Let $y = (y_j)_{j \in \mathbb{N}} \subset \mathbb{K}$ where $\mathbb{K} \in \{\mathbb{R}, \mathbb{C}\}$ be a fixed sequence. For each sequence $x = (x_j)_{j \in \mathbb{N}}$ define a new sequence $M_yx := (y_jx_j)_{j \in \mathbb{N}}$.
Then $M_y$ is a linear operator on the space of all sequences in $\mathbb{K}$.
Prove that TFAE:
i) $M_y(l^p) \subset l^p$ and $M_y$ is a bounded operator
ii) $y \in l^{\infty}$
I showed the direction ii) $\implies$ i) using Hölder. But have no idea for the opposite direction.

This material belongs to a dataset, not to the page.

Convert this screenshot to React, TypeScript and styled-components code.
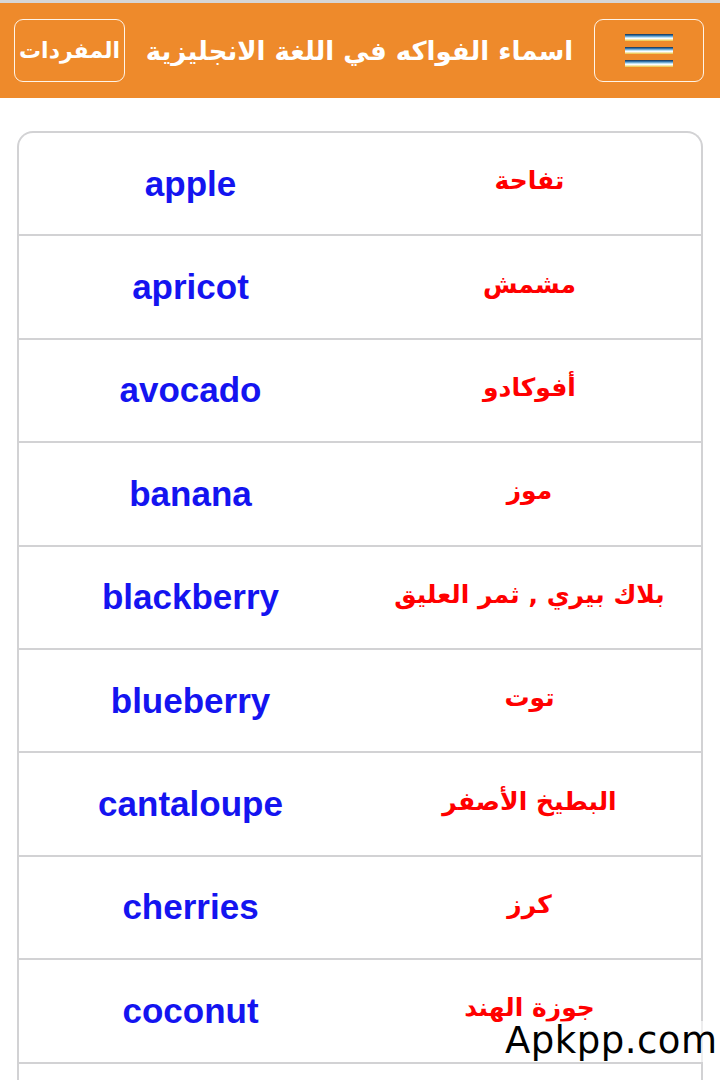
import React from "react";
import styled, { createGlobalStyle } from "styled-components";

const Global = createGlobalStyle`
  html, body { margin: 0; padding: 0; background: #ffffff; }
  body { font-family: "Liberation Sans", Arial, sans-serif; }
  * { box-sizing: border-box; }
`;

const Page = styled.div`
  position: relative;
  width: 720px;
  min-height: 1080px;
  background: #fff;
`;

const Header = styled.header`
  direction: rtl;
  height: 98px;
  border-top: 3px solid #d6d6d6;
  background: #ee8a2b;
  display: flex;
  align-items: center;
  padding: 0 16px 0 14px;
  gap: 16px;
`;

const HeaderButton = styled.button<{ $w: number }>`
  width: ${(p) => p.$w}px;
  height: 63px;
  flex: none;
  background: transparent;
  border: 1.5px solid #fff4e8;
  border-radius: 9px;
  display: flex;
  align-items: center;
  justify-content: center;
  padding: 0;
  color: #fff;
  font-family: "DejaVu Sans", sans-serif;
  font-weight: bold;
  font-size: 22px;
  white-space: nowrap;
  cursor: pointer;
`;

const Bars = styled.span`
  display: flex;
  flex-direction: column;
  gap: 6px;
`;

const Bar = styled.span`
  display: block;
  width: 48px;
  height: 7px;
  background: linear-gradient(
    to bottom,
    #15304f 0%,
    #3a7fb8 25%,
    #bfe3f5 50%,
    #ffffff 65%,
    #e9c23a 100%
  );
`;

const Title = styled.h1`
  flex: 1;
  margin: 0;
  color: #fff;
  font-family: "DejaVu Sans", sans-serif;
  font-weight: bold;
  font-size: 26px;
  text-align: center;
  white-space: nowrap;
  overflow: hidden;
`;

const Card = styled.div`
  margin: 33px 17px 0;
  border: 2px solid #d2d2d4;
  border-bottom: none;
  border-radius: 16px 16px 0 0;
  overflow: hidden;
`;

const Row = styled.div`
  direction: rtl;
  height: 103.4px;
  display: grid;
  grid-template-columns: 1fr 1fr;
  align-items: center;
  border-bottom: 2px solid #d2d2d4;
`;

const Arabic = styled.div`
  text-align: center;
  color: #ff0000;
  font-family: "DejaVu Sans", sans-serif;
  font-weight: bold;
  font-size: 25px;
  padding-bottom: 6px;
  padding-right: 2px;
`;

const English = styled.div`
  direction: ltr;
  text-align: center;
  color: #1414f0;
  font-family: "Liberation Sans", Arial, sans-serif;
  font-weight: bold;
  font-size: 35px;
  padding-left: 2px;
`;

const Watermark = styled.div`
  position: absolute;
  left: 505px;
  top: 1021px;
  font-family: "DejaVu Sans", sans-serif;
  font-size: 37px;
  color: #000;
  letter-spacing: 0.5px;
  background: rgba(255, 255, 255, 0.6);
  line-height: 1.1;
`;

const words: [string, string][] = [
  ["apple", "تفاحة"],
  ["apricot", "مشمش"],
  ["avocado", "أفوكادو"],
  ["banana", "موز"],
  ["blackberry", "بلاك بيري , ثمر العليق"],
  ["blueberry", "توت"],
  ["cantaloupe", "البطيخ الأصفر"],
  ["cherries", "كرز"],
  ["coconut", "جوزة الهند"],
  ["cranberry", "توت بري"],
];

export default function App() {
  return (
    <Page>
      <Global />
      <Header>
        <HeaderButton $w={110} aria-label="menu">
          <Bars>
            <Bar />
            <Bar />
            <Bar />
          </Bars>
        </HeaderButton>
        <Title>اسماء الفواكه في اللغة الانجليزية</Title>
        <HeaderButton $w={111}>المفردات</HeaderButton>
      </Header>
      <Card>
        {words.map(([en, ar]) => (
          <Row key={en}>
            <Arabic>{ar}</Arabic>
            <English>{en}</English>
          </Row>
        ))}
      </Card>
      <Watermark>Apkpp.com</Watermark>
    </Page>
  );
}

Assume $y \notin l^\infty$, then there is sequence $k_i$ such that $|y_{k_i}| > 2^{i}$.
Let $x_j = 2^{-i}$ if $j = k_i$ and $x_j = 0$ otherwise.
Then $x \in l^p$: $\sum\limits_{j=0}^\infty |x_j|^p = \sum\limits_{i=0}^\infty 2^{-ip} < \infty$, but $M_y(x) \notin l^p$ as it has infinitely many coordinates with absolute value of $1$.